▶ _Front-end source files_

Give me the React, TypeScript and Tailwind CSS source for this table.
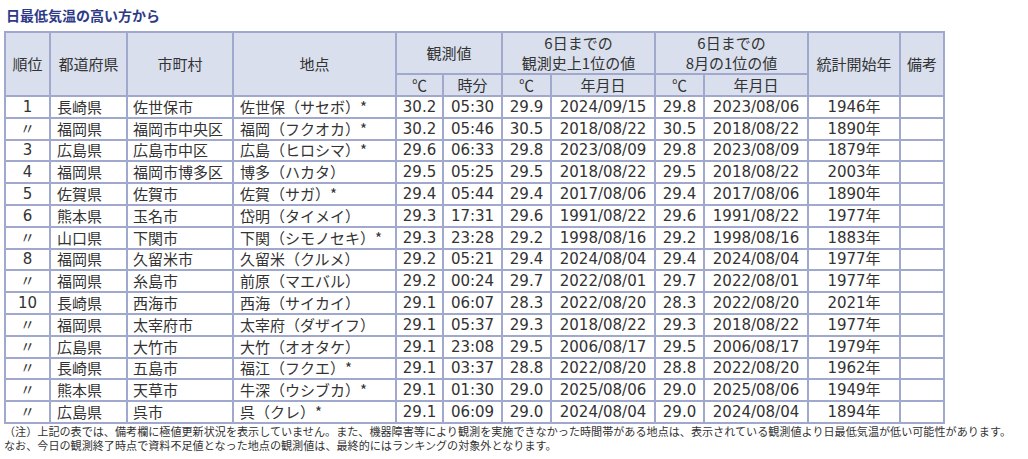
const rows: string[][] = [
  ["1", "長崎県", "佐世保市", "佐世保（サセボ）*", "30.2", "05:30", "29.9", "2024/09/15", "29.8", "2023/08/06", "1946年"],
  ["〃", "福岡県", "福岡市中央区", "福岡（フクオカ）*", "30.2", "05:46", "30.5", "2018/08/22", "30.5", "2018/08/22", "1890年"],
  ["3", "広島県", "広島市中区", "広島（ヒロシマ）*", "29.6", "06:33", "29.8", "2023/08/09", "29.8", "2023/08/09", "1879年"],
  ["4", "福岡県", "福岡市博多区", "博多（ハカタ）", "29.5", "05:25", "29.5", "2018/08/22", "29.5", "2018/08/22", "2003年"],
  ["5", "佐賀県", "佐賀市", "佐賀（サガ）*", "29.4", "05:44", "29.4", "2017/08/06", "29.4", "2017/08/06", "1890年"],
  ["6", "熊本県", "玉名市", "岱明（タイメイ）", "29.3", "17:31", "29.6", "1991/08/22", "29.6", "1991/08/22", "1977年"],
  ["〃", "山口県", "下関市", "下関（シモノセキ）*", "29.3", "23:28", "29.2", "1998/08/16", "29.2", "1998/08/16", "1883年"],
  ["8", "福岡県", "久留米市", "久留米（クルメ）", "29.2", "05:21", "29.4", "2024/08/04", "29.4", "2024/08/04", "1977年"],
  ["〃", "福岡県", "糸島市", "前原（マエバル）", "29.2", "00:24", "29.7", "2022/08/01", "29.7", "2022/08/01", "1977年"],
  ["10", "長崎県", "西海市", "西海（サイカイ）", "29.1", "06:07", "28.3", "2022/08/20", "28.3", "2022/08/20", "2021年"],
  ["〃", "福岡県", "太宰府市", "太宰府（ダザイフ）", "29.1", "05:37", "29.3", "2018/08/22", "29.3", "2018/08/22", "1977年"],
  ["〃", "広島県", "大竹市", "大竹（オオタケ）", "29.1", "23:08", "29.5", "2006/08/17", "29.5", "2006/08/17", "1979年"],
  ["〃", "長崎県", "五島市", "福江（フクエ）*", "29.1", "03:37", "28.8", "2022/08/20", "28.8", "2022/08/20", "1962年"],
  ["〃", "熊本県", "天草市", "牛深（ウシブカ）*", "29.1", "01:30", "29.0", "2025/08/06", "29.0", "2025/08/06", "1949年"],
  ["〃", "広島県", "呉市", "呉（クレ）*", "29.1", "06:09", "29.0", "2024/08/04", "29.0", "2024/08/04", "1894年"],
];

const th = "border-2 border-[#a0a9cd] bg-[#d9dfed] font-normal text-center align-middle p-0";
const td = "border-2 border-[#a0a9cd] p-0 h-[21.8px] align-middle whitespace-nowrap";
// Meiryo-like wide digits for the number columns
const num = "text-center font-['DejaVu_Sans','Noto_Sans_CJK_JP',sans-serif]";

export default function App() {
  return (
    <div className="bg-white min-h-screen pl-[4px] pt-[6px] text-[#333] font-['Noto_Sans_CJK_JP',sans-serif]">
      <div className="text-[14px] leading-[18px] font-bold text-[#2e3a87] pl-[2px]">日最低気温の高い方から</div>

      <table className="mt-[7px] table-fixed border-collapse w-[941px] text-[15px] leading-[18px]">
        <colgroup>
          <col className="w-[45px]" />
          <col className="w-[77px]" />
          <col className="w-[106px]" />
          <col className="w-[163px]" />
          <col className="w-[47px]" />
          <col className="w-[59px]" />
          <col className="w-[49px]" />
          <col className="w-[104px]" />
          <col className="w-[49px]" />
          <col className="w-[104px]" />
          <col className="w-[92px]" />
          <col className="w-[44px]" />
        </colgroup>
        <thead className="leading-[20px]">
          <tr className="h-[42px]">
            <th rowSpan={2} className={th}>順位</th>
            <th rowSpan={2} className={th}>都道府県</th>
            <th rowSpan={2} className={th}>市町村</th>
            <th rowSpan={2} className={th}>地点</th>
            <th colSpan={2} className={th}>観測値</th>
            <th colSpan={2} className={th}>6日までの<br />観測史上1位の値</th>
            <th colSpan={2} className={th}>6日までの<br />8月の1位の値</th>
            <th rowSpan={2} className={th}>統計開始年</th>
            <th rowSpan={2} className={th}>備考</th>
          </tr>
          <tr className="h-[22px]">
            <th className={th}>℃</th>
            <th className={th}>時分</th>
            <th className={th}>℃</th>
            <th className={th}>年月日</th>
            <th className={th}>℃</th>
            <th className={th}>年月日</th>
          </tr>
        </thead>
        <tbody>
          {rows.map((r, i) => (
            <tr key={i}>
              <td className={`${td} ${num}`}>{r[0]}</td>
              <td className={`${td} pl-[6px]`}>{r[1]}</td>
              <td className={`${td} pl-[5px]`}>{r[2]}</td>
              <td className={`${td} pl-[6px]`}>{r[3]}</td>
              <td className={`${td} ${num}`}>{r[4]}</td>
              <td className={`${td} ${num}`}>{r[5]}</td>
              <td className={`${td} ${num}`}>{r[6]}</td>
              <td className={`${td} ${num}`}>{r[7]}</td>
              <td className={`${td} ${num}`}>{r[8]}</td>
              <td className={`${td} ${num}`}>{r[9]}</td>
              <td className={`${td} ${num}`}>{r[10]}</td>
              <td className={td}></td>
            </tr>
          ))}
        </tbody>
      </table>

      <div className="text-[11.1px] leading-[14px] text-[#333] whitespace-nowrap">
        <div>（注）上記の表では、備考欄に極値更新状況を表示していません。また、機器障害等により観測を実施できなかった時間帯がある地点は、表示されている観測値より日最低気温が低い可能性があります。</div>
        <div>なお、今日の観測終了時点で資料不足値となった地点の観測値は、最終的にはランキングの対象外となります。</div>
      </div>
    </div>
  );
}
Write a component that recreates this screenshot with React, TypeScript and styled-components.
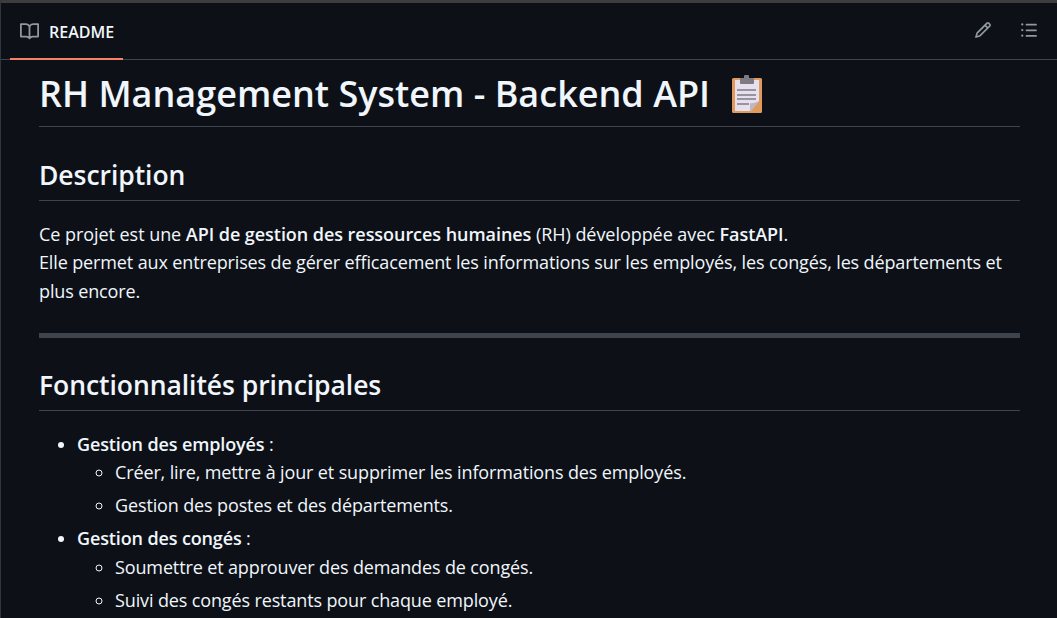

▶ _WHAT YOU HAVE TO DO_
Repeat each entry exactly as it appears; skip any picture.

▶ _FULL ANSWER_
Give me the React, TypeScript and Tailwind CSS source for this table.
const rows: string[][] = [
  ["1", "長崎県", "佐世保市", "佐世保（サセボ）*", "30.2", "05:30", "29.9", "2024/09/15", "29.8", "2023/08/06", "1946年"],
  ["〃", "福岡県", "福岡市中央区", "福岡（フクオカ）*", "30.2", "05:46", "30.5", "2018/08/22", "30.5", "2018/08/22", "1890年"],
  ["3", "広島県", "広島市中区", "広島（ヒロシマ）*", "29.6", "06:33", "29.8", "2023/08/09", "29.8", "2023/08/09", "1879年"],
  ["4", "福岡県", "福岡市博多区", "博多（ハカタ）", "29.5", "05:25", "29.5", "2018/08/22", "29.5", "2018/08/22", "2003年"],
  ["5", "佐賀県", "佐賀市", "佐賀（サガ）*", "29.4", "05:44", "29.4", "2017/08/06", "29.4", "2017/08/06", "1890年"],
  ["6", "熊本県", "玉名市", "岱明（タイメイ）", "29.3", "17:31", "29.6", "1991/08/22", "29.6", "1991/08/22", "1977年"],
  ["〃", "山口県", "下関市", "下関（シモノセキ）*", "29.3", "23:28", "29.2", "1998/08/16", "29.2", "1998/08/16", "1883年"],
  ["8", "福岡県", "久留米市", "久留米（クルメ）", "29.2", "05:21", "29.4", "2024/08/04", "29.4", "2024/08/04", "1977年"],
  ["〃", "福岡県", "糸島市", "前原（マエバル）", "29.2", "00:24", "29.7", "2022/08/01", "29.7", "2022/08/01", "1977年"],
  ["10", "長崎県", "西海市", "西海（サイカイ）", "29.1", "06:07", "28.3", "2022/08/20", "28.3", "2022/08/20", "2021年"],
  ["〃", "福岡県", "太宰府市", "太宰府（ダザイフ）", "29.1", "05:37", "29.3", "2018/08/22", "29.3", "2018/08/22", "1977年"],
  ["〃", "広島県", "大竹市", "大竹（オオタケ）", "29.1", "23:08", "29.5", "2006/08/17", "29.5", "2006/08/17", "1979年"],
  ["〃", "長崎県", "五島市", "福江（フクエ）*", "29.1", "03:37", "28.8", "2022/08/20", "28.8", "2022/08/20", "1962年"],
  ["〃", "熊本県", "天草市", "牛深（ウシブカ）*", "29.1", "01:30", "29.0", "2025/08/06", "29.0", "2025/08/06", "1949年"],
  ["〃", "広島県", "呉市", "呉（クレ）*", "29.1", "06:09", "29.0", "2024/08/04", "29.0", "2024/08/04", "1894年"],
];

const th = "border-2 border-[#a0a9cd] bg-[#d9dfed] font-normal text-center align-middle p-0";
const td = "border-2 border-[#a0a9cd] p-0 h-[21.8px] align-middle whitespace-nowrap";
// Meiryo-like wide digits for the number columns
const num = "text-center font-['DejaVu_Sans','Noto_Sans_CJK_JP',sans-serif]";

export default function App() {
  return (
    <div className="bg-white min-h-screen pl-[4px] pt-[6px] text-[#333] font-['Noto_Sans_CJK_JP',sans-serif]">
      <div className="text-[14px] leading-[18px] font-bold text-[#2e3a87] pl-[2px]">日最低気温の高い方から</div>

      <table className="mt-[7px] table-fixed border-collapse w-[941px] text-[15px] leading-[18px]">
        <colgroup>
          <col className="w-[45px]" />
          <col className="w-[77px]" />
          <col className="w-[106px]" />
          <col className="w-[163px]" />
          <col className="w-[47px]" />
          <col className="w-[59px]" />
          <col className="w-[49px]" />
          <col className="w-[104px]" />
          <col className="w-[49px]" />
          <col className="w-[104px]" />
          <col className="w-[92px]" />
          <col className="w-[44px]" />
        </colgroup>
        <thead className="leading-[20px]">
          <tr className="h-[42px]">
            <th rowSpan={2} className={th}>順位</th>
            <th rowSpan={2} className={th}>都道府県</th>
            <th rowSpan={2} className={th}>市町村</th>
            <th rowSpan={2} className={th}>地点</th>
            <th colSpan={2} className={th}>観測値</th>
            <th colSpan={2} className={th}>6日までの<br />観測史上1位の値</th>
            <th colSpan={2} className={th}>6日までの<br />8月の1位の値</th>
            <th rowSpan={2} className={th}>統計開始年</th>
            <th rowSpan={2} className={th}>備考</th>
          </tr>
          <tr className="h-[22px]">
            <th className={th}>℃</th>
            <th className={th}>時分</th>
            <th className={th}>℃</th>
            <th className={th}>年月日</th>
            <th className={th}>℃</th>
            <th className={th}>年月日</th>
          </tr>
        </thead>
        <tbody>
          {rows.map((r, i) => (
            <tr key={i}>
              <td className={`${td} ${num}`}>{r[0]}</td>
              <td className={`${td} pl-[6px]`}>{r[1]}</td>
              <td className={`${td} pl-[5px]`}>{r[2]}</td>
              <td className={`${td} pl-[6px]`}>{r[3]}</td>
              <td className={`${td} ${num}`}>{r[4]}</td>
              <td className={`${td} ${num}`}>{r[5]}</td>
              <td className={`${td} ${num}`}>{r[6]}</td>
              <td className={`${td} ${num}`}>{r[7]}</td>
              <td className={`${td} ${num}`}>{r[8]}</td>
              <td className={`${td} ${num}`}>{r[9]}</td>
              <td className={`${td} ${num}`}>{r[10]}</td>
              <td className={td}></td>
            </tr>
          ))}
        </tbody>
      </table>

      <div className="text-[11.1px] leading-[14px] text-[#333] whitespace-nowrap">
        <div>（注）上記の表では、備考欄に極値更新状況を表示していません。また、機器障害等により観測を実施できなかった時間帯がある地点は、表示されている観測値より日最低気温が低い可能性があります。</div>
        <div>なお、今日の観測終了時点で資料不足値となった地点の観測値は、最終的にはランキングの対象外となります。</div>
      </div>
    </div>
  );
}
Write a component that recreates this screenshot with React, TypeScript and styled-components.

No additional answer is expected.